The jury in the Parkland shooting case failed to do its solemn duty


Ilan Alhadeff (center) awaits the verdict in the trial of Nikolas Cruz at the Broward County Courthouse in Fort Lauderdale, Fla., on Oct. 13. Amy Beth Bennett/South Florida Sun-Sentinel via Associated Pool, Pool

The justice of the death penalty

A jury sentenced Parkland shooter Nikolas Cruz to life in prison last week, protecting the mass murderer from the death penalty. A unanimous decision was required to send Cruz to death row. Reportedly, three jurors dissented after being convinced of the argument made by defense lawyers that the killer is mentally unstable and was influenced by childhood trauma.
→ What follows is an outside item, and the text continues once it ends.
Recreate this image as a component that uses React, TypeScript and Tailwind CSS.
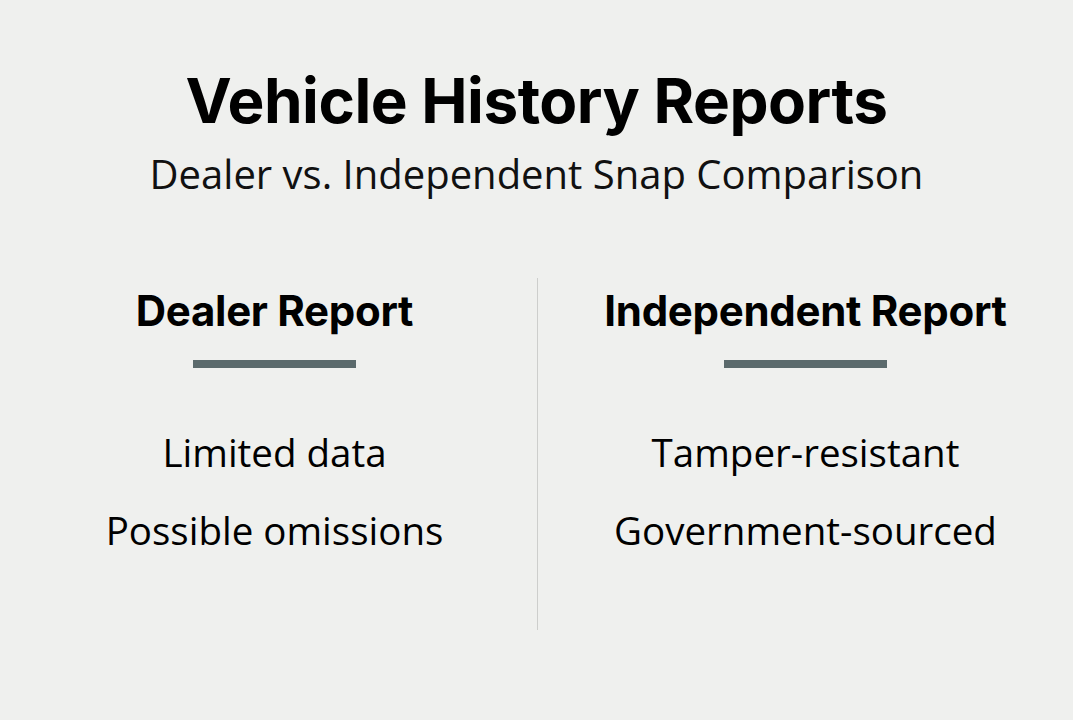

Dr. Ilan Alhadeff, whose teenage daughter was murdered in the 2018 attack, expressed his disgust with the jury and the legal system, arguing that the verdict sets a precedent that demonstrates a tolerance for murder. Parents of Cruz’s other victims share the same outrage. Florida Gov. Ron DeSantis agreed with their response, asserting that Cruz did deserve the death penalty.

Those angered by the verdict are justified in their indignation. A life sentence in this case is not just. It devalues human life and potentially incentivizes similar murders in the future. The death penalty is the only righteous punishment for proven premeditated murder and protecting killers from such a fate favors criminals at the expense of victims.

While most Americans support capital punishment for convicted murderers, that support has waned over time. In a 2021 Pew Research survey, 60 percent of U.S. adults said they agree with the death penalty for murder when guilt is proven, versus 78 percent in 1996. Atheists and agnostics are most likely to oppose execution; white evangelicals are most likely to support it. If Christian affiliation further declines in the United States and as religious “nones” increase, support for capital punishment is likely to continue to slide.

What should a Christian make of these facts? As America becomes less Christian, and the depravity our nation accepts becomes more extreme, is it not reasonable to conclude that our understanding of justice may be becoming weaker, more secularized, and less Biblical?

We are still made in God’s image; therefore, the death penalty for murder is still necessary for justice.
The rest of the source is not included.